Good luck and let us know what you do!

Posts: 47
Joined: 2 years ago

#5: Post by rbax238 »

While I'm quite happy with my Profitec 500, I'd always _recommend_ the Dual Boiler 600 (without knowing more about your usage).
First of all, you won't find any other machine that is built better - although you'll find many that are inferior. I think the most common repair issues involve leaks due to plastic tubing failures and (almost?) every machine uses some plastic tubing. That said, it's _really_ hard to provide accurate statistics re: reliability because you have to factor in numbers sold. you'll always see people saying that Brevilles break early and often (hey, *I* even say that - from personal experience) however when you factor in just how many units Breville sells then it's not so apparent what the real failures-per-thousand units is.

The best you can do is to say you like the look and feel of the Profitec and you're confident that it is at least as good as anything else out there rated as a good machine.

Re Dual Boiler vs HX: if you stick to dark or medium roast then you can't convince me that you can make a better drink on a DB over a HX. Further, if you make milk drinks then "save your money" because any difference is completely covered by the milk's embrace.
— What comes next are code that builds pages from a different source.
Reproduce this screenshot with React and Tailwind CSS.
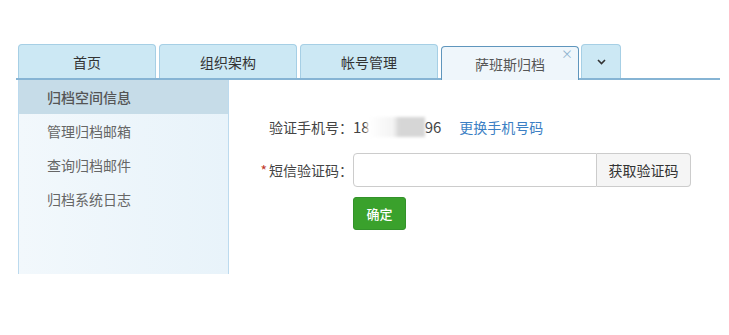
import React from "react";

const font = { fontFamily: '"Noto Sans CJK SC", "Noto Sans", sans-serif' };

function Tab({ label, active, close }) {
  if (active) {
    return (
      <div className="relative w-[138px] h-[34px] -mb-[2px] rounded-t-[4px] border border-b-0 border-[#5f96bd] bg-[#eff6fb] flex items-center justify-center text-[14px] text-[#555] pt-[1px]">
        {label}
        {close && (
          <span className="absolute right-[5px] top-[0px] text-[12px] leading-[14px] text-[#8fb3cf]">×</span>
        )}
      </div>
    );
  }
  return (
    <div className="w-[138px] h-[34px] rounded-t-[4px] border border-b-0 border-[#a6cfe5] bg-[#cce8f4] flex items-center justify-center text-[14px] text-[#333] pt-[1px]">
      {label}
    </div>
  );
}

export default function App() {
  const items = ["归档空间信息", "管理归档邮箱", "查询归档邮件", "归档系统日志"];
  return (
    <div className="w-[729px] h-[335px] bg-white pt-[45px]" style={font}>
      <div className="ml-[16px] w-[704px] flex items-end gap-[3px] pl-[2px] border-b-2 border-[#86b4d4] h-[35px]">
        <Tab label="首页" />
        <Tab label="组织架构" />
        <Tab label="帐号管理" />
        <Tab label="萨班斯归档" active close />
        <div className="w-[40px] h-[34px] -ml-[1px] rounded-t-[4px] border border-b-0 border-[#a6cfe5] bg-[#cce8f4] flex items-center justify-center">
          <svg width="9" height="6" viewBox="0 0 9 6" className="mt-[1px]">
            <path d="M1 1 L4.5 4.5 L8 1" fill="none" stroke="#333" strokeWidth="1.6" />
          </svg>
        </div>
      </div>
      <div className="flex ml-[18px]">
        <div className="w-[211px] h-[194px] border-l border-r border-[#bcdaee] bg-gradient-to-r from-[#f2f8fc] to-[#e8f3fa]">
          {items.map((t, i) => (
            <div
              key={t}
              className={
                "h-[34px] flex items-center pl-[28px] text-[14px] " +
                (i === 0 ? "bg-[#c6dce8] text-[#555] font-medium" : "text-[#666]")
              }
            >
              {t}
            </div>
          ))}
        </div>
        <div className="flex-1 pt-[30px] text-[14px] text-[#444]">
          <div className="flex items-center h-[34px]">
            <div className="w-[124px] text-right">验证手机号：</div>
            <div className="flex items-center text-[15px]">
              <span>18</span>
              <span
                className="inline-block w-[58px] h-[20px] blur-[1.5px] -ml-[3px]"
                style={{ background: "linear-gradient(to right, rgba(255,255,255,0.9) 0%, #f4f4f4 45%, #d6d6d6 55%, #d6d6d6 100%)" }}
              />
              <span>96</span>
            </div>
            <a className="ml-[18px] text-[#3b7fc4]">更换手机号码</a>
          </div>
          <div className="flex items-center h-[34px] mt-[9px]">
            <div className="w-[124px] text-right">
              <span className="text-[#c0392b] mr-[2px]">*</span>短信验证码：
            </div>
            <div className="flex h-[34px]">
              <div className="w-[244px] h-full border border-[#ccc] rounded-l-[4px] bg-white" />
              <div className="w-[94px] h-full border border-l-0 border-[#ccc] rounded-r-[4px] bg-[#f5f5f5] flex items-center justify-center text-[#333]">
                获取验证码
              </div>
            </div>
          </div>
          <div className="ml-[124px] mt-[10px]">
            <div className="w-[53px] h-[33px] rounded-[3px] bg-[#3aa12c] border border-[#33922a] flex items-center justify-center text-white text-[13px] font-medium">
              确定
            </div>
          </div>
        </div>
      </div>
    </div>
  );
}
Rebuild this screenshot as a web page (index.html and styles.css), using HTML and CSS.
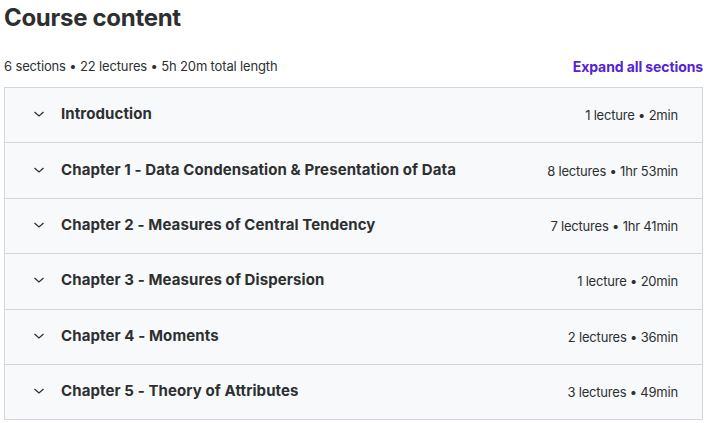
FILE: index.html
```html
<!DOCTYPE html>
<html lang="en">
<head>
    <meta charset="UTF-8">
    <meta name="viewport" content="width=device-width, initial-scale=1.0">
    <title>Course content</title>
    <link rel="stylesheet" href="styles.css">
</head>
<body>
    <div id="curriculum">
        <h2 class="title">Course content</h2>
        <div class="summary">
            <span class="stats">6 sections • 22 lectures • 5h 20m total length</span>
            <button class="expandAll">Expand all sections</button>
        </div>

        <!-- Sections list -->
        <div class="sections">
            <div class="section">
                <svg class="chevron" viewBox="0 0 12 8" width="12" height="8"><path d="M1.5 2l4.5 4 4.5-4" fill="none" stroke="#2d2f31" stroke-width="1.3"/></svg>
                <span class="sectionTitle">Introduction</span>
                <span class="sectionMeta">1 lecture • 2min</span>
            </div>
            <div class="section">
                <svg class="chevron" viewBox="0 0 12 8" width="12" height="8"><path d="M1.5 2l4.5 4 4.5-4" fill="none" stroke="#2d2f31" stroke-width="1.3"/></svg>
                <span class="sectionTitle">Chapter 1 - Data Condensation &amp; Presentation of Data</span>
                <span class="sectionMeta">8 lectures • 1hr 53min</span>
            </div>
            <div class="section">
                <svg class="chevron" viewBox="0 0 12 8" width="12" height="8"><path d="M1.5 2l4.5 4 4.5-4" fill="none" stroke="#2d2f31" stroke-width="1.3"/></svg>
                <span class="sectionTitle">Chapter 2 - Measures of Central Tendency</span>
                <span class="sectionMeta">7 lectures • 1hr 41min</span>
            </div>
            <div class="section">
                <svg class="chevron" viewBox="0 0 12 8" width="12" height="8"><path d="M1.5 2l4.5 4 4.5-4" fill="none" stroke="#2d2f31" stroke-width="1.3"/></svg>
                <span class="sectionTitle">Chapter 3 - Measures of Dispersion</span>
                <span class="sectionMeta">1 lecture • 20min</span>
            </div>
            <div class="section">
                <svg class="chevron" viewBox="0 0 12 8" width="12" height="8"><path d="M1.5 2l4.5 4 4.5-4" fill="none" stroke="#2d2f31" stroke-width="1.3"/></svg>
                <span class="sectionTitle">Chapter 4 - Moments</span>
                <span class="sectionMeta">2 lectures • 36min</span>
            </div>
            <div class="section">
                <svg class="chevron" viewBox="0 0 12 8" width="12" height="8"><path d="M1.5 2l4.5 4 4.5-4" fill="none" stroke="#2d2f31" stroke-width="1.3"/></svg>
                <span class="sectionTitle">Chapter 5 - Theory of Attributes</span>
                <span class="sectionMeta">3 lectures • 49min</span>
            </div>
        </div>
    </div>
</body>
</html>
```

FILE: styles.css
```css
body {
    font-family: Inter, "Noto Sans", sans-serif;
    margin: 0;
    padding: 0;
    background-color: #fff;
    color: #2d2f31;
}

#curriculum {
    padding: 0 5px 0 4px;
}

.title {
    font-size: 24px;
    font-weight: 700;
    margin: 0;
    padding-top: 3px;
    line-height: 30px;
    letter-spacing: -0.3px;
}

.summary {
    display: flex;
    justify-content: space-between;
    align-items: center;
    margin-top: 20px;
    height: 26px;
    margin-bottom: 8px;
}

.stats {
    font-size: 13px;
    letter-spacing: -0.15px;
    color: #2d2f31;
}

.expandAll {
    background: none;
    border: none;
    padding: 0;
    font-family: inherit;
    font-size: 14px;
    font-weight: 700;
    letter-spacing: -0.1px;
    color: #5624d0;
    cursor: pointer;
}

.sections {
    border: 1px solid #d1d7dc;
    border-bottom: none;
}

.section {
    display: flex;
    align-items: center;
    height: 54.4px;
    padding: 0 24px 0 28px;
    background-color: #f7f9fa;
    border-bottom: 1px solid #d1d7dc;
}

.chevron {
    flex-shrink: 0;
    margin-right: 16px;
    margin-top: -2px;
}

.sectionTitle {
    flex-grow: 1;
    font-size: 15px;
    font-weight: 700;
    letter-spacing: 0.1px;
    margin-top: -3px;
}

.sectionMeta {
    font-size: 13px;
    letter-spacing: -0.2px;
}
```
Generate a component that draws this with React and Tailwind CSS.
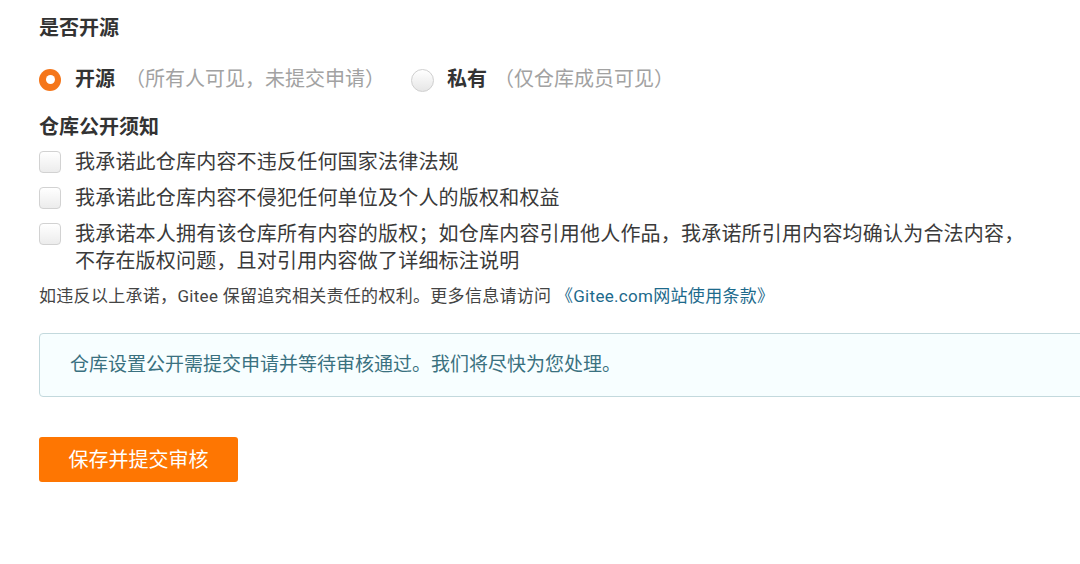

If you fancy making light roast espresso shots for the table then you're going to be better off with the DB. Here's the dirty secret of modern (and specifically Profitec) HX machines: a "flow restrictor" ("FR") has been added to the thermosyphon loop which has two effects (one good, one bad). The FR reduces the heating effect of the thermosyphon resulting in less need for "short cooling flushes" which Espresso Manufacturer Marketing departments seem to like. (It doesn't help the "long cooling flush" like when your machine has been idling for 45 minutes because the water in the HX tube is overheated and needs to be removed). However, the FR also reduces the machine's ability to recover heat lost from shots as quickly as without a FR. If you're pouring 1, 2 or 3 drinks then you shouldn't notice it. However, if you want to make drinks for the table you're going to have to stop and wait (10min or more) for the heat to build up again between groups or two or three drinks.

The P600 doesn't have that big a boiler so I don't know if it is capable of just going and going (maybe some owner can speak to this) but it won't get exhausted with a series of pours like a HX machine will. Oh, and you CANNOT remove the FR.

IMO there is only one "use case" scenario for the HX machine: you cannot afford the DB but... (and this is a big but!) you won't settle for a Small Dual Boiler (like the Lelit Elizabeth) because you insist on having an E61 based Flow Control facility. I won't try to explain the multitude of benefits of having Flow Control here. I'm a big advocate of it because it makes my machine soooo flexible. I came from a Breville Oracle (that broke too many times) and I had to have something that had: a) best-in-class reliability, b) fit my budget (when grinder was factored in), c) had Flow Control. I did want E61 aesthetics, but I was almost swayed to go with something like the Elizabeth (a really excellent concept of a machine) - but I didn't have a Lelit dealer in town (I insisted on something which could easily be worked on by anyone, anywhere), and I decided to stick to getting the Flow Control.

TL;DR get the Profitec P600. Awesome. If you can't afford it, decide between usage of "light roast espressos" and "medium roast and milk drinks" to go after a Small Dual Boiler or a HX with Flow Control. (pssst get the P600).

Posts: 1
Joined: 10 months ago

#6: Post by ST705 »

As a new owner one month in with the Profitec Pro 600, I would recommend you go for it. I am super happy with my DB. I drink a cappuccino in the morning and a double shot in the afternoon. Have been happy with my Rancilio Silvia for 18 years now, she is a classic tank of a machine, and if you temp surf, can get the temp you want. Steam is plentiful but on a single boiler you must wait for it. Now it is readily available on the dedicated boiler just waiting. I also have the flow control and it works a charm when your prep is not the best, you can slow it down when she starts to squirt, then speed it up later if need be. Trying out different flow recipes and it is reaping benefits. Never knew how much it mattered till I got it.

Thankful to have posters share their information and tips. That is what is great about forums, you find out a wealth of info you would have never found years ago.